Pendidikan harus menempatkan esensi kemanusiaan di dalamnya

Di penghujung akhir tahun 2019, Indonesia diberi hadiah skor PISA (Program on International Student Assessment) yang begitu-begitu saja. Tidak beranjak posisi 10 besar dari bawah. Dilihat dari model uji PISA ini, memang sulit bila dalam kurun waktu lima tahun, kita bisa masuk ke klasemen 10 besar dari atas, atau bahkan 20 besar sekalipun. Mengapa? Karena PISA berkaitan dengan kemampuan dasar siswa dalam menelaah sesuatu yang dilihat dari daya baca serta kemahiran sains dan matematika. Bukan sekedar hafalan.

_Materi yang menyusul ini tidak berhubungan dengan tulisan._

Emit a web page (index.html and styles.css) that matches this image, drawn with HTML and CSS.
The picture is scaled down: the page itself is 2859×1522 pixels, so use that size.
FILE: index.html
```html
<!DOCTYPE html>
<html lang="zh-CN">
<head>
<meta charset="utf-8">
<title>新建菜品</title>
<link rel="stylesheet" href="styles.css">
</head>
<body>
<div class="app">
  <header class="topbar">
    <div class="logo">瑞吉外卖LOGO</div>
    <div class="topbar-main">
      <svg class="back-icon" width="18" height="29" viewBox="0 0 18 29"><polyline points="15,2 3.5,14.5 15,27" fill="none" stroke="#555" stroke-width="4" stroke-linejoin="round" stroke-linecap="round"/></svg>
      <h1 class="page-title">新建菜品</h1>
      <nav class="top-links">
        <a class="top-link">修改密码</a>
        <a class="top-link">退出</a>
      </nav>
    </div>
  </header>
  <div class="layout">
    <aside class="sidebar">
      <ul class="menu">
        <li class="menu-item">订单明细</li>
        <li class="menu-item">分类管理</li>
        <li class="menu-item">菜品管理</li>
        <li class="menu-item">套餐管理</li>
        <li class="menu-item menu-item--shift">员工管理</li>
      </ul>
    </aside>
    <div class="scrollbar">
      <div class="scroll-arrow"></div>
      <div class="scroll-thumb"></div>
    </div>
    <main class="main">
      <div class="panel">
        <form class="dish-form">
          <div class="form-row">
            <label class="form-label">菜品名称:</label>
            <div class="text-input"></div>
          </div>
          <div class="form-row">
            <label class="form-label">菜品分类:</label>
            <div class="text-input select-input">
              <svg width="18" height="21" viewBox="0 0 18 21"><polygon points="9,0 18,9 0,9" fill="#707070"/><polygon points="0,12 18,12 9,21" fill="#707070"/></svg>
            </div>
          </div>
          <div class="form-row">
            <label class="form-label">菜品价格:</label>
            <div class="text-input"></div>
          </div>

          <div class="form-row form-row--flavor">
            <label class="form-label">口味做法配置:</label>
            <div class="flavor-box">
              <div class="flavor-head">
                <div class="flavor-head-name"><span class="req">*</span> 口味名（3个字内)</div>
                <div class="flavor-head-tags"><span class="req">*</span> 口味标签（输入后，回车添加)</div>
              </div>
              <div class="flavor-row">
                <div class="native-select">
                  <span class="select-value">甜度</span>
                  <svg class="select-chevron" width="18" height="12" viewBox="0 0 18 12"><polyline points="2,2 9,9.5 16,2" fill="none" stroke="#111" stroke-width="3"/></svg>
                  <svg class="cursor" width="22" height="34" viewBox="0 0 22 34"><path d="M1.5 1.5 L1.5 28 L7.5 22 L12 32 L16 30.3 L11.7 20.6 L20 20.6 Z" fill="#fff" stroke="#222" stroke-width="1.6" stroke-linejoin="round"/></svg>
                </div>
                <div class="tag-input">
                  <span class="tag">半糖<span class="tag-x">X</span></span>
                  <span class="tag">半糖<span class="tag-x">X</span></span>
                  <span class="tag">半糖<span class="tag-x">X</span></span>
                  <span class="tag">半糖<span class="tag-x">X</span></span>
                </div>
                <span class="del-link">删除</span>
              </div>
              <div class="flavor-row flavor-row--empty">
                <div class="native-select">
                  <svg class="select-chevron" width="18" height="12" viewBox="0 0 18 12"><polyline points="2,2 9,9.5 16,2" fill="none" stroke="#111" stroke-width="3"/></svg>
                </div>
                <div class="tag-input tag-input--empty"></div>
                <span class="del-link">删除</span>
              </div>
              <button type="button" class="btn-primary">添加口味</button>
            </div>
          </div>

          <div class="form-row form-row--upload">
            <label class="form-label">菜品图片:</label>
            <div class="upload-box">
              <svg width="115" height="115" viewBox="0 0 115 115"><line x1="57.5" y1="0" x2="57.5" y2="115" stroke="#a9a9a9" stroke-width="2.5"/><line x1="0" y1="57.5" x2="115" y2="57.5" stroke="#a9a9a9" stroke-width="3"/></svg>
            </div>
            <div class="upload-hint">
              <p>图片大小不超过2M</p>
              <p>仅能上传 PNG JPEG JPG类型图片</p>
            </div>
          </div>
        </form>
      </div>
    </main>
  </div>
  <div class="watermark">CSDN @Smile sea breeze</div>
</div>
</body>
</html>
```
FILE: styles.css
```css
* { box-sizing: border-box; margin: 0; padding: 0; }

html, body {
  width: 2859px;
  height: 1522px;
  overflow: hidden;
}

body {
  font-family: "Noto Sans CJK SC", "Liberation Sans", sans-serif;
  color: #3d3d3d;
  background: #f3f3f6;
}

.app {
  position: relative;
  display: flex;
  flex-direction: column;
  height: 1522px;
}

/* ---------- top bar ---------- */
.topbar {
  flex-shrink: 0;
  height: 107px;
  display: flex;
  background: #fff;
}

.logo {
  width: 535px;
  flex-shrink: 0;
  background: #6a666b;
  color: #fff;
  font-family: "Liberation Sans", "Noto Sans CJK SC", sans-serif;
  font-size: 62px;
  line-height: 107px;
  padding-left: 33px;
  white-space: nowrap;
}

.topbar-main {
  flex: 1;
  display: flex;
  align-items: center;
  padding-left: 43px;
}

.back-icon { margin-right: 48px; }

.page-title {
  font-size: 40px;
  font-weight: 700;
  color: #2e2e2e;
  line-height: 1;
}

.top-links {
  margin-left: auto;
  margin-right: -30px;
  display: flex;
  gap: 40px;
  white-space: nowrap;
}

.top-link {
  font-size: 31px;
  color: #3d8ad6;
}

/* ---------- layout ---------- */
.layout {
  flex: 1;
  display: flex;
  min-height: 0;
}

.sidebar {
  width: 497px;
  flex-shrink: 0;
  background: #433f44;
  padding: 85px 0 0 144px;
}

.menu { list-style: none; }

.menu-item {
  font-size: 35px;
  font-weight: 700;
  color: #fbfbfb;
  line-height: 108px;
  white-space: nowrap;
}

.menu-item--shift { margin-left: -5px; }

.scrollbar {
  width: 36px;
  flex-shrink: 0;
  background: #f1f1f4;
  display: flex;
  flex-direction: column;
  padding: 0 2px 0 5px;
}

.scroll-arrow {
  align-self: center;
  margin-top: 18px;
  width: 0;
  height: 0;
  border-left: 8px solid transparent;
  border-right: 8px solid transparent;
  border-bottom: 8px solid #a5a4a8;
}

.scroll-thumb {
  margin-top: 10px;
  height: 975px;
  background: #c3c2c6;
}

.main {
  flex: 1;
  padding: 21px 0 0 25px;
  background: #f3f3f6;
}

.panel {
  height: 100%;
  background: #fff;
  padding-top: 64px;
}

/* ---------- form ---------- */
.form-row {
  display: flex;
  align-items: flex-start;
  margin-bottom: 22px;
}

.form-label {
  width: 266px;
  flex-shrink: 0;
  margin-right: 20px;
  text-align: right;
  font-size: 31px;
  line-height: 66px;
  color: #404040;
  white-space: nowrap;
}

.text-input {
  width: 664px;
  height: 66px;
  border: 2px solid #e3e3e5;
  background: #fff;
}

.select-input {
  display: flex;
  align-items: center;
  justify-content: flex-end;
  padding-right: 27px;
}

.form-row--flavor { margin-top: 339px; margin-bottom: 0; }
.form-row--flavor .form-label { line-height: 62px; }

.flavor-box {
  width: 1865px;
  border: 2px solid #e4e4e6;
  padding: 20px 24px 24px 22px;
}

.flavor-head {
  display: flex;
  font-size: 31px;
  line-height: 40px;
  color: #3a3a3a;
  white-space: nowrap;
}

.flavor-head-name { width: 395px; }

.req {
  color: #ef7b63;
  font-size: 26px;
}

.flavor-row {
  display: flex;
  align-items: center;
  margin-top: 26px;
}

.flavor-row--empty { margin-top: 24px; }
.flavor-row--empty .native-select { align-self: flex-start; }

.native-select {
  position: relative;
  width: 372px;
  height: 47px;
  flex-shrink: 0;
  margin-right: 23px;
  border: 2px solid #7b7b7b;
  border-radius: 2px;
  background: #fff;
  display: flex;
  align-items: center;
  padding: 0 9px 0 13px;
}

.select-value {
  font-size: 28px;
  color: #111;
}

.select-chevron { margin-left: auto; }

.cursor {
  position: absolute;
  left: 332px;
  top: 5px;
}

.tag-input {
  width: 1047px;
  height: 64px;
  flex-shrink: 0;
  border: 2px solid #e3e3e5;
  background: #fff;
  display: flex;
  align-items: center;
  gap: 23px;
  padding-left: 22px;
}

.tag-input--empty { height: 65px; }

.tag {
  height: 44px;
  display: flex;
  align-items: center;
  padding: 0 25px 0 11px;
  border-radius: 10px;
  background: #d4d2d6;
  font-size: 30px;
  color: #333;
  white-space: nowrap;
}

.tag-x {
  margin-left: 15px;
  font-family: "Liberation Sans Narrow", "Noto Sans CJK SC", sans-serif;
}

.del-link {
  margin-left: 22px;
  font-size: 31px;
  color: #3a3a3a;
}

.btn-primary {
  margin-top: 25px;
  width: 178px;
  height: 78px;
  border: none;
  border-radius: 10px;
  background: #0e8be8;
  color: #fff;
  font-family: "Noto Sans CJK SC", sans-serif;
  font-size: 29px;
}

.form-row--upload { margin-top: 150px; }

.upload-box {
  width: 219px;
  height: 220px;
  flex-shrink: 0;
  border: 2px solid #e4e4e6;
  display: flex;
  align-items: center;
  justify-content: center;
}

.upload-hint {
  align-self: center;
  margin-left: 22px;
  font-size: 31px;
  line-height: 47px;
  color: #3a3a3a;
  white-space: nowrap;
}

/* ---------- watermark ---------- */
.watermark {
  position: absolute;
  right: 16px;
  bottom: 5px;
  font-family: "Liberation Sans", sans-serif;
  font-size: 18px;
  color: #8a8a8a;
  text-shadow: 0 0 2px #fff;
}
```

Kita harus akui bahwa sistem pendidikan kita masih belum menukik ke perihal yang mendasar, seperti imajinasi dan kreativitas. Para guru, peraih gelar sarjana pendidikan, sepertinya tidak mendapat bekal yang cukup untuk mendidik. Mereka adalah produk pendidikan tinggi 144 kredit yang banyak dijejali target. Ketika masuk pun mereka "dibina" senior yang merasa lebih matang dan lebih mulia. Mereka tanamkan "disiplin" melalui ancaman hukuman fisik yang sering lewat batas. Dalihnya adalah demi kebaikan masa depan sarjana. Apa benar?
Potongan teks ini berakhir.